Web page code records:
** begin **

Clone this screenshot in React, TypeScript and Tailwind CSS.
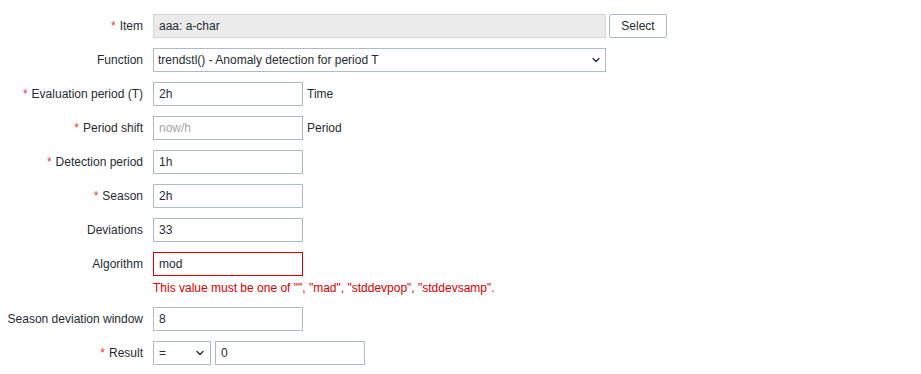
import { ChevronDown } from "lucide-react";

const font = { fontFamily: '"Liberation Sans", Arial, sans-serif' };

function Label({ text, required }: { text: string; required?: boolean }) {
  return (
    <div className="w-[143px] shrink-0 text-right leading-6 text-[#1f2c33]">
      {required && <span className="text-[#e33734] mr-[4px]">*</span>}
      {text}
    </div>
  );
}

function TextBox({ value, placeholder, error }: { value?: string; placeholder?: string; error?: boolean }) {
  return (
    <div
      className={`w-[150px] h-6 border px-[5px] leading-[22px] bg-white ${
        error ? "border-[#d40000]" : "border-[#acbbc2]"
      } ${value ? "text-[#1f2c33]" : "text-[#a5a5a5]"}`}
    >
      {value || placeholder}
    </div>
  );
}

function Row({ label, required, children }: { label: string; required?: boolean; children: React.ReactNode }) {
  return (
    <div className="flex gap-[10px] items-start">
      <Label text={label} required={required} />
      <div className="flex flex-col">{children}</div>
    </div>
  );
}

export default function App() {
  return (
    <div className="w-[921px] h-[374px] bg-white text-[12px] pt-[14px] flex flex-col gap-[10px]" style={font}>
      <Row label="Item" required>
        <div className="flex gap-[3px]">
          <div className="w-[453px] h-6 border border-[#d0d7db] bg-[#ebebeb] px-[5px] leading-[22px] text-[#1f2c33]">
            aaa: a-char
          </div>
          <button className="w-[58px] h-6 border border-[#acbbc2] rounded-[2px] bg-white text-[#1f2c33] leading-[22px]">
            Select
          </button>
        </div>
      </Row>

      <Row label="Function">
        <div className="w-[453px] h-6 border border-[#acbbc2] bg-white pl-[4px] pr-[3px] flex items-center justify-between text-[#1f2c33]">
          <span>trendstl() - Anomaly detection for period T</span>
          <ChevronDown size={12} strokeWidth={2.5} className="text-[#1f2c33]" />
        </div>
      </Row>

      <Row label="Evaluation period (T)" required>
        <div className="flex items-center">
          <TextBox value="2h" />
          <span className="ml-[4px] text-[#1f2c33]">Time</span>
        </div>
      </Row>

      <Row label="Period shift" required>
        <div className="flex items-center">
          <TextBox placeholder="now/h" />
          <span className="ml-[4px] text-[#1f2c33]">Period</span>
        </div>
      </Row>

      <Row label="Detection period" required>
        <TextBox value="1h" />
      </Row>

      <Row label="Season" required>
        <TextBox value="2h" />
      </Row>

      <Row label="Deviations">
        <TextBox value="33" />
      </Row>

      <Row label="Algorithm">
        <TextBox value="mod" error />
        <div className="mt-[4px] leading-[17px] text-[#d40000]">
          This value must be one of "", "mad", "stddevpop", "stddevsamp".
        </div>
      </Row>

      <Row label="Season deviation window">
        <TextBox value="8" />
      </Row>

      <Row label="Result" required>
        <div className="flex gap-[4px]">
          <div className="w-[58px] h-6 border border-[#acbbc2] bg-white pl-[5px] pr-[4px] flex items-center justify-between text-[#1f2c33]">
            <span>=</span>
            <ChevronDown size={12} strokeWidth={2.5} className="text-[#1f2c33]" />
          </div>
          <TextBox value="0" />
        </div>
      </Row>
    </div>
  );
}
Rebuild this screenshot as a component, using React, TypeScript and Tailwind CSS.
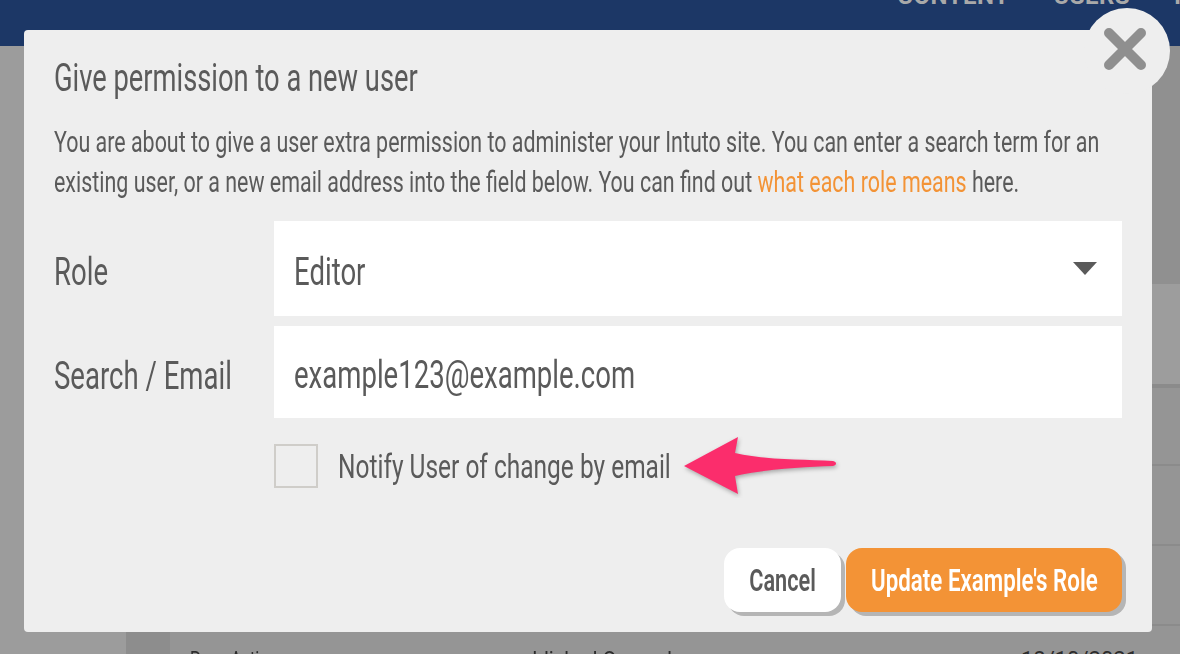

** end **

§ Exercise:
Copy out all the data exactly; skip the pictures.

§ Final result:
Clone this screenshot in React, TypeScript and Tailwind CSS.
import { ChevronDown } from "lucide-react";

const font = { fontFamily: '"Liberation Sans", Arial, sans-serif' };

function Label({ text, required }: { text: string; required?: boolean }) {
  return (
    <div className="w-[143px] shrink-0 text-right leading-6 text-[#1f2c33]">
      {required && <span className="text-[#e33734] mr-[4px]">*</span>}
      {text}
    </div>
  );
}

function TextBox({ value, placeholder, error }: { value?: string; placeholder?: string; error?: boolean }) {
  return (
    <div
      className={`w-[150px] h-6 border px-[5px] leading-[22px] bg-white ${
        error ? "border-[#d40000]" : "border-[#acbbc2]"
      } ${value ? "text-[#1f2c33]" : "text-[#a5a5a5]"}`}
    >
      {value || placeholder}
    </div>
  );
}

function Row({ label, required, children }: { label: string; required?: boolean; children: React.ReactNode }) {
  return (
    <div className="flex gap-[10px] items-start">
      <Label text={label} required={required} />
      <div className="flex flex-col">{children}</div>
    </div>
  );
}

export default function App() {
  return (
    <div className="w-[921px] h-[374px] bg-white text-[12px] pt-[14px] flex flex-col gap-[10px]" style={font}>
      <Row label="Item" required>
        <div className="flex gap-[3px]">
          <div className="w-[453px] h-6 border border-[#d0d7db] bg-[#ebebeb] px-[5px] leading-[22px] text-[#1f2c33]">
            aaa: a-char
          </div>
          <button className="w-[58px] h-6 border border-[#acbbc2] rounded-[2px] bg-white text-[#1f2c33] leading-[22px]">
            Select
          </button>
        </div>
      </Row>

      <Row label="Function">
        <div className="w-[453px] h-6 border border-[#acbbc2] bg-white pl-[4px] pr-[3px] flex items-center justify-between text-[#1f2c33]">
          <span>trendstl() - Anomaly detection for period T</span>
          <ChevronDown size={12} strokeWidth={2.5} className="text-[#1f2c33]" />
        </div>
      </Row>

      <Row label="Evaluation period (T)" required>
        <div className="flex items-center">
          <TextBox value="2h" />
          <span className="ml-[4px] text-[#1f2c33]">Time</span>
        </div>
      </Row>

      <Row label="Period shift" required>
        <div className="flex items-center">
          <TextBox placeholder="now/h" />
          <span className="ml-[4px] text-[#1f2c33]">Period</span>
        </div>
      </Row>

      <Row label="Detection period" required>
        <TextBox value="1h" />
      </Row>

      <Row label="Season" required>
        <TextBox value="2h" />
      </Row>

      <Row label="Deviations">
        <TextBox value="33" />
      </Row>

      <Row label="Algorithm">
        <TextBox value="mod" error />
        <div className="mt-[4px] leading-[17px] text-[#d40000]">
          This value must be one of "", "mad", "stddevpop", "stddevsamp".
        </div>
      </Row>

      <Row label="Season deviation window">
        <TextBox value="8" />
      </Row>

      <Row label="Result" required>
        <div className="flex gap-[4px]">
          <div className="w-[58px] h-6 border border-[#acbbc2] bg-white pl-[5px] pr-[4px] flex items-center justify-between text-[#1f2c33]">
            <span>=</span>
            <ChevronDown size={12} strokeWidth={2.5} className="text-[#1f2c33]" />
          </div>
          <TextBox value="0" />
        </div>
      </Row>
    </div>
  );
}
Rebuild this screenshot as a component, using React, TypeScript and Tailwind CSS.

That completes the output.